Home Industry Real estate How to Choose the Right Broker...
Real Estate
CIO Bulletin
05 March, 2026
A relocation can feel like two projects happening at once. You are packing up a home or office while also trying to lock dates, access rules, and a budget that will not drift mid move. It is easy to grab the first quote that sounds organized, especially when time is tight and everyone wants an answer.
That is where a broker can help, but only if you treat the decision like vendor selection, not a quick booking. A company like Coastal Moving Services coordinates long distance moves by connecting customers with FMCSA authorized carriers, plus add ons such as packing, storage, or vehicle transport. The fastest way to avoid surprises is to start with the basics, confirming what a broker is allowed to do, what a carrier is responsible for, and what proof should exist on paper before you commit.
Photo by RDNE Stock project
A broker is not the same as a carrier, and that difference matters during a claim. Brokers arrange transportation, while carriers physically handle the shipment and operate the trucks. If a quote does not say which role the company plays, pause and ask for a plain answer.
In the United States, interstate household goods brokers fall under federal oversight through the FMCSA. You can review consumer guidance on estimates, disputes, and common red flags through the FMCSA “Protect Your Move” resources.
Ask for the broker’s USDOT and MC numbers, then request the carrier’s numbers once a truck is assigned. A broker that hesitates on that basic documentation is telling you something. You also want to hear a clear explanation of what the broker handles directly, and what the carrier handles on moving day.
Most relocation problems are not about the move itself, they start inside the estimate. A low number can look good until you learn the assumptions were vague or incomplete. The goal is a quote that reads like an operations plan, not a rough guess.
Ask how the inventory list was created and how changes affect cost. A video survey, a detailed written inventory, and a line item list for services all reduce ambiguity. If you have stairs, long carries, bulky items, or building restrictions, those details must appear in writing.
Also ask what kind of estimate you are receiving, and get the term in the paperwork. A binding estimate sets a fixed price for the listed work, while a non binding estimate can change based on actual weight and services. If the broker cannot explain that difference in simple terms, you may be dealing with a script, not real planning.
Even with a solid estimate, a few line items tend to cause the most friction later. That is why it helps to ask the broker to point out every charge that can change after pickup, and what evidence is used to justify it. If the answer is vague, you are not being difficult, you are preventing a billing surprise.
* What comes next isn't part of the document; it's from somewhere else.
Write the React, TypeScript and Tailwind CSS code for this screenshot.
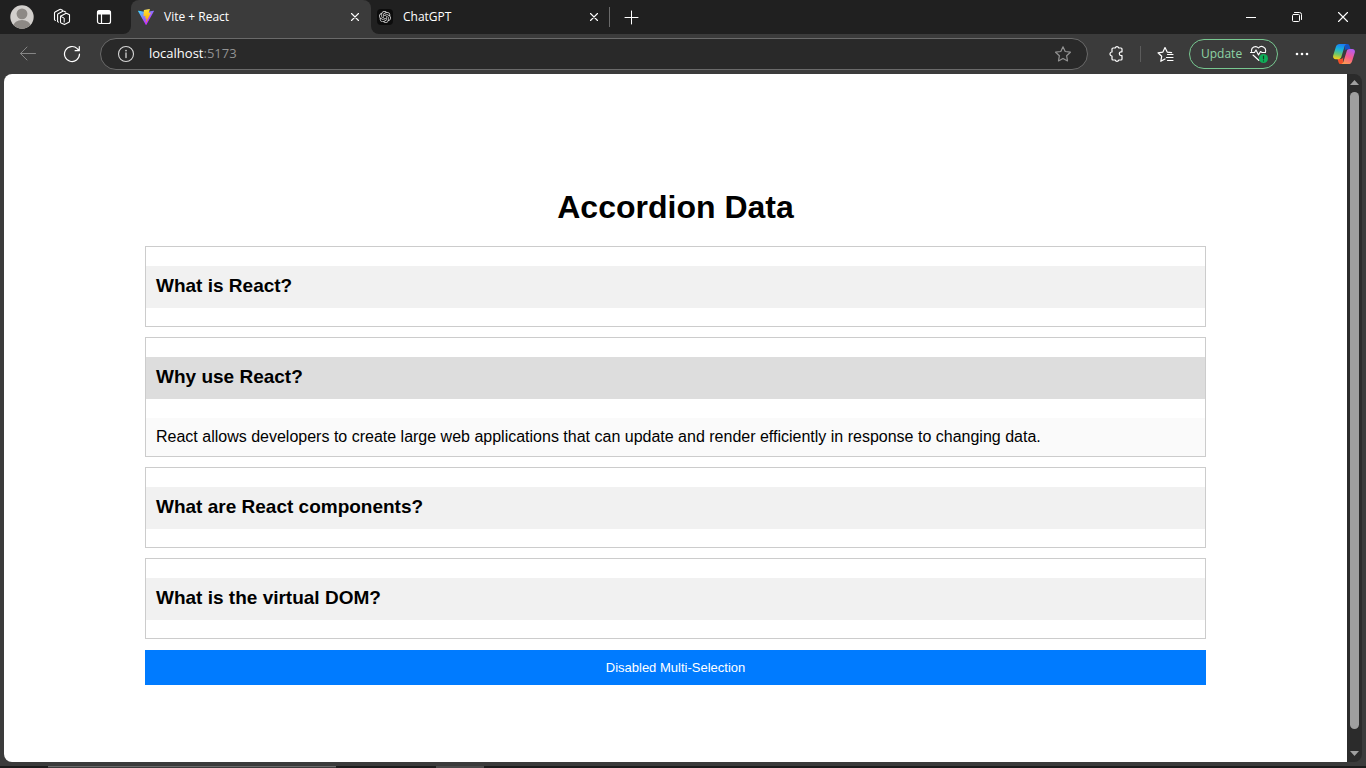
import { useState } from "react";
import type { ReactNode } from "react";
import { SiOpenai } from "react-icons/si";

const items = [
  {
    id: "1",
    question: "What is React?",
    answer: "React is a JavaScript library for building user interfaces.",
  },
  {
    id: "2",
    question: "Why use React?",
    answer:
      "React allows developers to create large web applications that can update and render efficiently in response to changing data.",
  },
  {
    id: "3",
    question: "What are React components?",
    answer: "Components are independent, reusable pieces of a user interface.",
  },
  {
    id: "4",
    question: "What is the virtual DOM?",
    answer: "The virtual DOM is a lightweight copy of the actual DOM.",
  },
];

function Icon({ size = 16, className = "", children }: { size?: number; className?: string; children: ReactNode }) {
  return (
    <svg
      width={size}
      height={size}
      viewBox={`0 0 ${size} ${size}`}
      fill="none"
      stroke="currentColor"
      strokeLinecap="round"
      strokeLinejoin="round"
      aria-hidden="true"
      className={`shrink-0 ${className}`}
    >
      {children}
    </svg>
  );
}

function Avatar() {
  return (
    <svg width="24" height="24" viewBox="0 0 23 23" aria-hidden="true">
      <defs>
        <clipPath id="avatar">
          <circle cx="11.5" cy="11.5" r="11.2" />
        </clipPath>
      </defs>
      <g clipPath="url(#avatar)">
        <rect width="23" height="23" fill="#d2cfcc" />
        <circle cx="11.5" cy="8.5" r="5.2" fill="#8d8985" />
        <ellipse cx="11.5" cy="20" rx="8.2" ry="5.6" fill="#8d8985" />
      </g>
    </svg>
  );
}

function ViteLogo() {
  return (
    <svg width="16" height="16" viewBox="0 0 256 257" aria-hidden="true" className="shrink-0">
      <defs>
        <linearGradient id="viteA" x1="-.828%" x2="57.636%" y1="7.652%" y2="78.411%">
          <stop offset="0%" stopColor="#41D1FF" />
          <stop offset="100%" stopColor="#BD34FE" />
        </linearGradient>
        <linearGradient id="viteB" x1="43.376%" x2="50.316%" y1="2.242%" y2="89.03%">
          <stop offset="0%" stopColor="#FFEA83" />
          <stop offset="8.333%" stopColor="#FFDD35" />
          <stop offset="100%" stopColor="#FFA800" />
        </linearGradient>
      </defs>
      <path
        fill="url(#viteA)"
        d="M255.153 37.938L134.897 252.976c-2.483 4.44-8.862 4.466-11.382.048L.875 37.958c-2.746-4.814 1.371-10.646 6.827-9.67l120.385 21.517a6.537 6.537 0 0 0 2.322-.004l117.867-21.483c5.438-.991 9.574 4.796 6.877 9.62Z"
      />
      <path
        fill="url(#viteB)"
        d="M185.432.063L96.44 17.501a3.268 3.268 0 0 0-2.634 3.014l-5.474 92.456a3.268 3.268 0 0 0 3.997 3.378l24.777-5.718c2.318-.535 4.413 1.507 3.936 3.838l-7.361 36.047c-.495 2.426 1.782 4.5 4.151 3.78l15.304-4.649c2.372-.72 4.652 1.36 4.15 3.788l-11.698 56.621c-.732 3.542 3.979 5.473 5.943 2.437l1.313-2.028l72.516-144.72c1.215-2.423-.88-5.186-3.54-4.672l-25.505 4.922c-2.396.462-4.435-1.77-3.759-4.114l16.646-57.705c.677-2.35-1.37-4.583-3.769-4.113Z"
      />
    </svg>
  );
}

function CopilotLogo() {
  return (
    <svg width="22" height="20" viewBox="0 0 22 20" aria-hidden="true">
      <defs>
        <linearGradient id="copilotBlue" x1="8" y1="0" x2="5" y2="15" gradientUnits="userSpaceOnUse">
          <stop offset="0" stopColor="#1a7df5" />
          <stop offset=".35" stopColor="#17b3dc" />
          <stop offset=".7" stopColor="#6fc66a" />
          <stop offset="1" stopColor="#f2ce1c" />
        </linearGradient>
        <linearGradient id="copilotPink" x1="18" y1="5" x2="11" y2="20" gradientUnits="userSpaceOnUse">
          <stop offset="0" stopColor="#b35cf0" />
          <stop offset=".5" stopColor="#f65a8d" />
          <stop offset="1" stopColor="#ffa04d" />
        </linearGradient>
      </defs>
      <path d="M12 0h2.4c1.3 0 1.8.9 2.2 2.1l1 3.2h-3.2c-1.600 0-2.300.800-2.700 2z" fill="#1552c4" />
      <path d="M10 20H7.600c-1.300 0-1.800-.900-2.200-2.100L4.500 15h3c1.600 0 2.300-.800 2.700-2z" fill="#f0502a" />
      <path d="M6.600 0h7.200c-1.300.200-1.900 1.100-2.300 2.400L8.400 12.800C7.900 14.400 7 15.200 5.400 15.200H2.700C.600 15.200-.300 13.500.200 11.600L3 2.600C3.500 1 4.800 0 6.600 0z" fill="url(#copilotBlue)" />
      <path d="M15.400 20H8.200c1.300-.200 1.900-1.100 2.300-2.400l3.100-10.200c.500-1.600 1.400-2.400 3-2.400h2.700c2.100 0 3 1.700 2.500 3.600L19 17.400c-.500 1.600-1.800 2.600-3.600 2.600z" fill="url(#copilotPink)" />
    </svg>
  );
}

function CloseIcon() {
  return (
    <Icon size={10}>
      <path d="M1.500 1.500l7 7M8.500 1.500l-7 7" strokeWidth="1.100" />
    </Icon>
  );
}

function TabStrip() {
  return (
    <header className="flex h-[34px] shrink-0 text-white">
      <div className="flex w-[131px] shrink-0 items-center rounded-br-lg bg-[#202020] pl-[10px]">
        <button aria-label="Profile" className="mr-[19px]">
          <Avatar />
        </button>
        <button aria-label="Workspaces" className="mr-[25px]">
          <Icon size={18}>
            <path d="M7.500 8.300l5.200-2.800c.4-.2.800-.2 1.200 0l2.600 1.300v6.400c0 .4-.2.800-.6 1L11.500 16.600 8.100 15c-.4-.2-.6-.5-.6-.9zM4.600 13.600V6.800c0-.5.200-.8.600-1l4.600-2.600c.4-.2.800-.2 1.200 0l1.600.8M1.500 11.800V5c0-.5.200-.8.600-1l4.600-2.600c.4-.2.800-.2 1.200 0l1.600.8" strokeWidth="1.100" />
            <path d="M7.500 8.300l3.700 1.800v4" strokeWidth="1" />
            <path d="M1.500 11.800l1 .6M4.600 13.600l1 .6" strokeWidth="1" />
          </Icon>
        </button>
        <button aria-label="Tab actions">
          <Icon size={16}>
            <rect x="1.500" y="1.500" width="13" height="13" rx="2" strokeWidth="1.200" />
            <path d="M2 2h12v3H2z" fill="currentColor" strokeWidth="1" />
            <path d="M5.500 5v9" strokeWidth="1.200" />
          </Icon>
        </button>
      </div>
      <div className="w-60 bg-[#202020]">
        <div className="flex h-full items-center rounded-t-lg bg-[#3b3b3b] pr-[11px] pl-[7px]">
          <ViteLogo />
          <span className="ml-[10px] flex-1 text-[12px]">Vite + React</span>
          <button aria-label="Close Vite + React">
            <CloseIcon />
          </button>
        </div>
      </div>
      <div className="flex flex-1 items-center rounded-bl-lg bg-[#202020]">
        <div className="flex h-5 w-[239px] items-center border-r border-[#6a6a6a] pr-[10px] pl-[6px]">
          <span className="grid size-4 shrink-0 place-items-center rounded bg-[#0c0c0c] text-[#d8d8d8]">
            <SiOpenai size={12} />
          </span>
          <span className="ml-[10px] flex-1 text-[12px]">ChatGPT</span>
          <button aria-label="Close ChatGPT">
            <CloseIcon />
          </button>
        </div>
        <button aria-label="New tab" className="ml-[14px]">
          <Icon size={15}>
            <path d="M7.500 1v13M1 7.500h13" strokeWidth="1" />
          </Icon>
        </button>
        <div className="ml-auto flex h-full">
          <button aria-label="Minimize" className="grid w-[46px] place-items-center">
            <Icon size={10}>
              <path d="M0 5.500h10" strokeLinecap="butt" />
            </Icon>
          </button>
          <button aria-label="Restore" className="grid w-[46px] place-items-center">
            <Icon size={10}>
              <rect x=".5" y="2.500" width="7" height="7" rx="1" />
              <path d="M2.500.5H7.500a2 2 0 0 1 2 2v5" />
            </Icon>
          </button>
          <button aria-label="Close window" className="grid w-[46px] place-items-center">
            <Icon size={12}>
              <path d="M1.500 1.500l9 9M10.500 1.500l-9 9" strokeWidth="1.100" />
            </Icon>
          </button>
        </div>
      </div>
    </header>
  );
}

function Toolbar() {
  return (
    <nav aria-label="Browser toolbar" className="flex h-10 shrink-0 items-center pr-[11px] pl-5 text-white">
      <button aria-label="Back" className="text-[#858585]">
        <Icon size={16}>
          <path d="M15.500 7.500H.5M7 1L.5 7.500l6.500 6.500" strokeWidth="1" />
        </Icon>
      </button>
      <button aria-label="Refresh" className="ml-[27px]">
        <Icon size={18}>
          <path d="M16.500 9A7.500 7.500 0 1 1 14.300 3.700L16.300 5.500M16.300 1.500v4.200h-4.200" strokeWidth="1.200" />
        </Icon>
      </button>
      <div className="ml-[19px] flex h-8 flex-1 items-center rounded-full border border-[#6a6a6a] bg-[#292929] pr-4 pl-4">
        <Icon size={18} className="text-[#d6d6d6]">
          <circle cx="9" cy="9" r="7.500" strokeWidth="1.100" />
          <path d="M9 8v4.500" strokeWidth="1.300" />
          <path d="M9 5.600v.1" strokeWidth="1.600" />
        </Icon>
        <a href="#address" className="ml-[14px] flex-1 text-[13px] text-[#929292]">
          <span className="text-white">localhost</span>:5173
        </a>
        <button aria-label="Add to favorites" className="text-[#929292]">
          <Icon size={16}>
            <path d="M8 .8l2.200 4.700 5.200.7-3.800 3.500.9 5.200L8 12.400l-4.500 2.500.9-5.200L.6 6.200l5.200-.7z" strokeWidth="1.200" />
          </Icon>
        </button>
      </div>
      <button aria-label="Extensions" className="ml-5">
        <Icon size={18}>
          <path d="M5 3h2.200a1.900 1.900 0 0 1 3.600 0H13a1 1 0 0 1 1 1v2.800h-.8a1.900 1.900 0 0 0 0 3.800h.8V14a1 1 0 0 1-1 1h-2.200a1.900 1.900 0 0 1-3.600 0H5a1 1 0 0 1-1-1v-3a2 2 0 0 1 0-4V4a1 1 0 0 1 1-1z" strokeWidth="1.200" />
        </Icon>
      </button>
      <span className="ml-[14px] h-4 w-px bg-[#5c5c5c]" />
      <button aria-label="Favorites" className="ml-4">
        <Icon size={17}>
          <path d="M8 13l-4.200 2.300.9-5L1 6.800l4.900-.7L8 1.500l2.200 4.600 4.400.6M10.500 8.500H16M9.500 11.500H16M10.500 14.500H16" strokeWidth="1.200" />
        </Icon>
      </button>
      <button className="ml-[15px] flex h-[30px] w-[89px] items-center justify-between rounded-full border border-[#78c891] pr-[9px] pl-[11px] text-[12px] text-[#8ed3a4]">
        Update
        <Icon size={18} className="text-white">
          <path d="M1.600 6.500A4 4 0 0 1 8.500 3a4 4 0 0 1 7 3.500M.5 7.500h4l1.500-2.600 2.500 5L10.500 6.500 12 7.500h3.500M3 10l6 5.500" strokeWidth="1.100" />
          <circle cx="13.500" cy="13.500" r="4.500" fill="#0fae58" stroke="none" />
          <path d="M13.500 11v2.800M13.500 15.800v.1" stroke="#163c25" strokeWidth="1.200" />
        </Icon>
      </button>
      <button aria-label="Settings and more" className="ml-4">
        <Icon size={16}>
          <g fill="currentColor" stroke="none">
            <circle cx="3" cy="8" r="1.300" />
            <circle cx="8" cy="8" r="1.300" />
            <circle cx="13" cy="8" r="1.300" />
          </g>
        </Icon>
      </button>
      <button aria-label="Copilot" className="ml-[23px]">
        <CopilotLogo />
      </button>
    </nav>
  );
}

function Scrollbar() {
  return (
    <div aria-hidden="true" className="flex w-[15px] shrink-0 flex-col items-center rounded-r-lg bg-[#2b2b2b] py-[6px] text-[#a0a0a0]">
      <svg width="9" height="5" viewBox="0 0 9 5" className="shrink-0">
        <path d="M4.500 0L9 5H0z" fill="currentColor" />
      </svg>
      <div className="mt-[7px] mb-[22px] w-[9px] flex-1 rounded-full bg-[#9f9f9f]" />
      <svg width="9" height="5" viewBox="0 0 9 5" className="shrink-0">
        <path d="M0 0h9L4.500 5z" fill="currentColor" />
      </svg>
    </div>
  );
}

function Accordion() {
  const [multi, setMulti] = useState(false);
  const [open, setOpen] = useState<string[]>(["2"]);

  const toggle = (id: string) => {
    if (open.includes(id)) setOpen(open.filter((other) => other !== id));
    else setOpen(multi ? [...open, id] : [id]);
  };

  return (
    <div className="mx-auto flex w-[79%] flex-col">
      <h1 className="mb-[19px] text-center text-[32px] leading-10 font-bold">Accordion Data</h1>
      <div className="flex flex-col gap-[10px]">
        {items.map(({ id, question, answer }) => {
          const isOpen = open.includes(id);
          return (
            <section key={id} className={`border border-[#cccccc] pt-[19px] ${isOpen ? "" : "pb-[18px]"}`}>
              <h3 className="text-[19px] leading-5 font-bold">
                <button
                  aria-expanded={isOpen}
                  aria-controls={`answer-${id}`}
                  onClick={() => toggle(id)}
                  className={`block w-full px-[10px] pt-[10px] pb-3 text-left ${isOpen ? "bg-[#dddddd]" : "bg-[#f1f1f1]"}`}
                >
                  {question}
                </button>
              </h3>
              {isOpen && (
                <div id={`answer-${id}`} className="mt-[19px] bg-[#fafafa] p-[10px] text-[16px] leading-[18px]">
                  {answer}
                </div>
              )}
            </section>
          );
        })}
      </div>
      <button onClick={() => setMulti(!multi)} className="mt-[11px] bg-[#007bff] p-[10px] text-[13px] leading-[15px] text-white">
        {multi ? "Enabled" : "Disabled"} Multi-Selection
      </button>
    </div>
  );
}

export default function App() {
  return (
    <div className="flex h-screen flex-col overflow-hidden bg-[#3b3b3b] font-['Open_Sans','Noto_Sans',sans-serif]">
      <TabStrip />
      <Toolbar />
      <div className="flex min-h-0 flex-1 px-1">
        <main className="flex-1 overflow-hidden rounded-l-lg bg-white pt-[113px] font-['Liberation_Sans',Arial,sans-serif] text-black">
          <Accordion />
        </main>
        <Scrollbar />
      </div>
      <div className="mt-1 flex h-[2px] shrink-0 bg-[#1c1c1c] pl-12">
        <div className="w-72 border-t border-[#6a6a6a] bg-[#3b3b3b]" />
        <div className="ml-[100px] w-12 bg-[#4a4a4a]" />
      </div>
    </div>
  );
}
Start by confirming how weight is measured and whether reweighs are allowed, because a single number can swing the final invoice. Then ask about access based fees, like long carry distance, flights of stairs, elevators that require reservations, or narrow streets that force a shuttle. If storage might be needed, clarify when it starts, how it is billed, and how delivery appointments are scheduled once items are released.
A broker is only as good as the carrier they place on your job. You want to know how carriers are screened, how performance is tracked, and what happens if something goes wrong. Treat this like the same vendor risk thinking used in supply chain operations and procurement.
Ask how many carriers are in the network, and what “pre screened” means in practice. Do they confirm operating authority, insurance status, and claims history patterns, or do they simply collect paperwork once. You also want to know whether the broker uses the same carriers repeatedly, or rotates randomly based on availability.
It helps to borrow a cyber style third party review mindset when you are checking partners. A useful way to frame it is looking for documented controls, escalation paths, and ongoing monitoring, not just a one time check.
When a move runs late, the real damage is often the knock on effects, like hotel nights, missed work, or storage fees. Ask who contacts you if the pickup window shifts, and how early you will be informed. You also want the broker’s after hours contact policy in writing, not a promise on the phone.
For damage or loss, ask how claims are initiated and who handles each step. The carrier will usually process the claim, but a broker should still stay involved and help remove friction. Request a simple timeline, including what documents you must keep and how photos should be captured.
Before you sign, verify the carrier’s active authority using the FMCSA SAFER Company Snapshot tool, once you have the assigned carrier details. This is a small step that catches big issues, especially when names are similar across different firms.
Contracts fail when they look clean but do not match the real job conditions. Go line by line and confirm dates, addresses, access notes, and service details. If you discussed packing, storage, shuttle service, or vehicle transport, you should see each one listed clearly.
Watch for vague language around fuel, long carry, stair fees, and reweighs. If a fee category exists, ask what triggers it and what proof is required. A broker that values transparency will explain how disputes are prevented, not how they are handled later.
The right broker choice is the one you can explain in plain terms after the call ends. You want clear proof of legal status, a written estimate that matches your inventory, and carrier details you can verify before pickup day. If you confirm who is responsible for each step, including changes, claims, and updates, you cut down on the most common relocation problems.
Before you sign, run a simple final check. Verify authority, read the fee triggers, and confirm how the broker will communicate if the schedule shifts. When those basics are nailed down, price becomes one part of the decision, not the whole decision.